Saturday, 6 November 2010

Flamingos in the news

Who would have thought that research into the behaviour of Greater Flamingos would be so widely reported in the news media? This week the BBC, the Daily Mail and the Telegraph were amongst those who joined Birdguides in featuring our favourite pink birds. How clever of Juan Amat and his co-authors to include a reference to make-up in the title of their paper on the use of uropygial secretions; it certainly grabbed the attention of the headline writers! You can read their full text on-line in Behavioral Ecology and Sociobiology, a Springer journal.

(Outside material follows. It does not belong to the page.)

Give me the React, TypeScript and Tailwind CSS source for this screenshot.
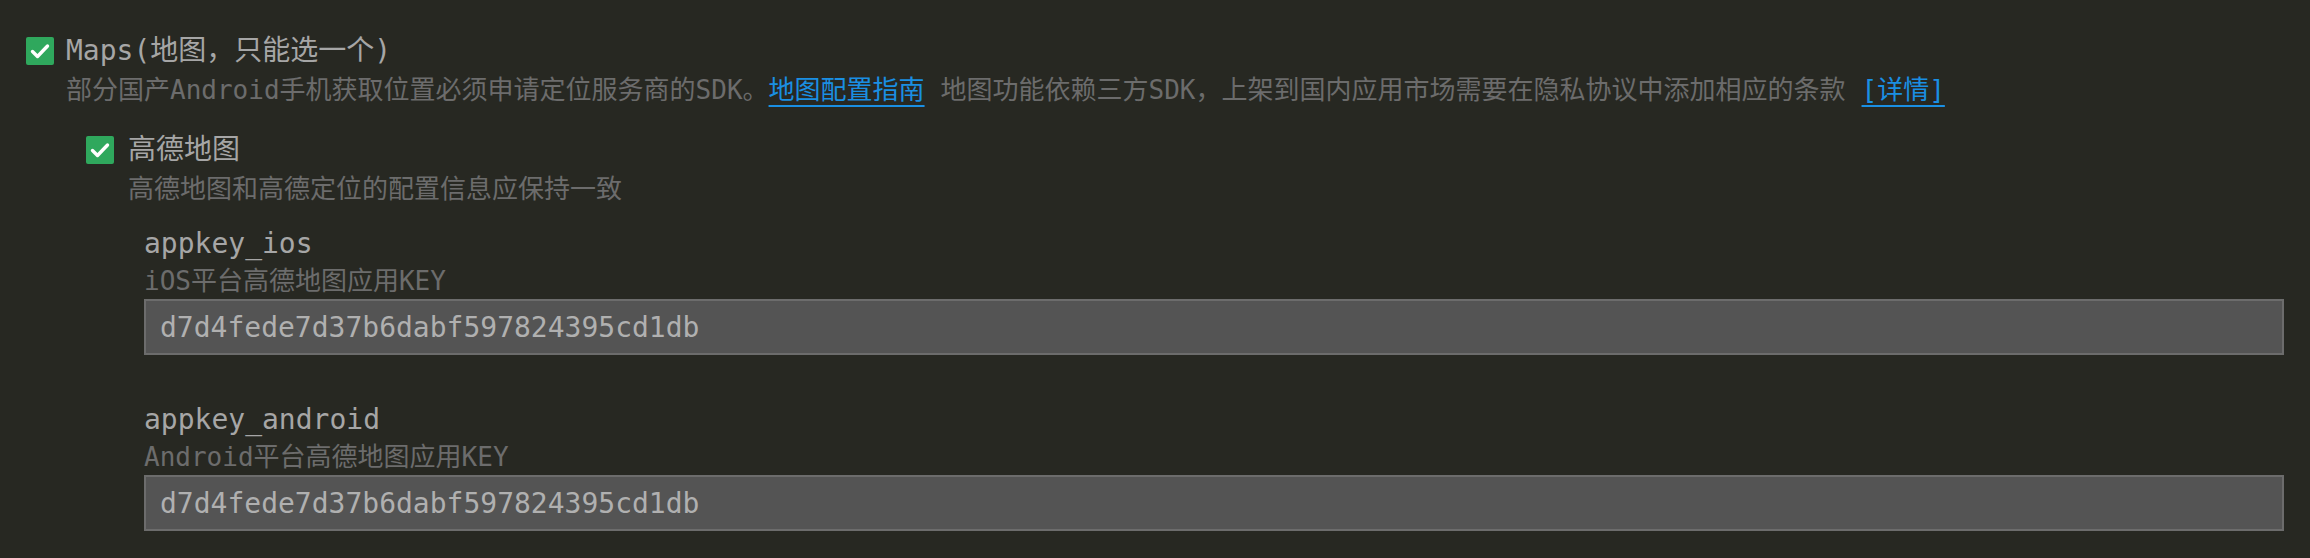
import React from "react";

const MONO = "font-[family-name:'DejaVu_Sans_Mono','Noto_Sans_CJK_SC',monospace]";

function CheckBox() {
  return (
    <div className="w-[28px] h-[28px] shrink-0 rounded-[2px] bg-[#2fa85d] flex items-center justify-center">
      <svg width="28" height="28" viewBox="0 0 28 28" fill="none">
        <polyline
          points="6.5,14.5 11.5,19.5 21.5,9"
          stroke="#ffffff"
          strokeWidth="3.4"
          strokeLinecap="round"
          strokeLinejoin="round"
        />
      </svg>
    </div>
  );
}

interface FieldProps {
  name: string;
  hint: string;
  value: string;
  className?: string;
}

function KeyField({ name, hint, value, className }: FieldProps) {
  return (
    <div className={className}>
      <div className="h-[40px] leading-[40px] text-[28px] text-[#a6a6a6]">{name}</div>
      <div className="h-[34px] leading-[34px] text-[26px] text-[#6c6c6c]">{hint}</div>
      <input
        defaultValue={value}
        readOnly
        className="mt-[1px] block w-full h-[56px] border-2 border-[#6c6c6c] bg-[#545454] px-[14px] text-[28px] text-[#b0b0b0] outline-none"
      />
    </div>
  );
}

export default function App() {
  return (
    <div className={`min-h-screen bg-[#272822] px-[26px] pt-[31px] ${MONO}`}>
      <div className="flex items-center gap-[12px] h-[40px]">
        <CheckBox />
        <span className="text-[28px] leading-[40px] text-[#a6a6a6]">Maps(地图，只能选一个)</span>
      </div>
      <div className="pl-[40px] text-[26px] leading-[38px] text-[#6c6c6c] whitespace-nowrap">
        部分国产Android手机获取位置必须申请定位服务商的SDK。
        <span className="text-[#1a8fe3] underline decoration-2 underline-offset-[6px]">地图配置指南</span>
        <span className="ml-[16px]">地图功能依赖三方SDK，上架到国内应用市场需要在隐私协议中添加相应的条款</span>
        <span className="ml-[16px] text-[#1a8fe3] underline decoration-2 underline-offset-[6px]">[详情]</span>
      </div>

      <div className="pl-[60px] mt-[21px]">
        <div className="flex items-center gap-[14px] h-[40px]">
          <CheckBox />
          <span className="text-[28px] leading-[40px] text-[#a6a6a6]">高德地图</span>
        </div>
        <div className="pl-[42px] text-[26px] leading-[38px] text-[#6c6c6c]">高德地图和高德定位的配置信息应保持一致</div>

        <div className="pl-[58px] mt-[16px]">
          <KeyField name="appkey_ios" hint="iOS平台高德地图应用KEY" value="d7d4fede7d37b6dabf597824395cd1db" />
          <KeyField
            className="mt-[45px]"
            name="appkey_android"
            hint="Android平台高德地图应用KEY"
            value="d7d4fede7d37b6dabf597824395cd1db"
          />
        </div>
      </div>
    </div>
  );
}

Greater Flamingos occur here throughout the year. There was a failed breeding attempt this year at Lagoa dos Salgados and there have been reports of similar attempts in the past at Castro Marim, but it is as a wintering area that the Algarve is of prime importance.

Not surprisingly, the birds we see here are mostly from the major breeding colonies in France and Spain. Most stay with us through the winter months but some carry on south and we have seen birds in Djoudj National Park in Senegal and in The Gambia that probably came from the Camargue or perhaps from Laguna de Fuente de Piedra, near Malaga.

It used to be thought that Greater Flamingos paired for life – the Handbook of the Birds of the Western Palearctic says that – but the reality seems to be that many of them choose a new partner each year. Not only that but they may also choose to nest in a different colony from one year to the next.

This week we watched a group of 80 birds here in Tavira that included five colour-ringed individuals, birds that had started life in France, Spain and Italy. Seeing these birds courting and displaying, it wasn’t difficult to see how the interchange between breeding colonies comes about and presumably this must be good for genetic diversity and the health of the population. Amongst the displays, we saw some ‘neck-stretching’ and ‘head-flagging’ and even some ‘wing-saluting’ but it’s probably a little early in the season for the birds to be putting on their make-up. Rest assured, though, that we will be looking out for it!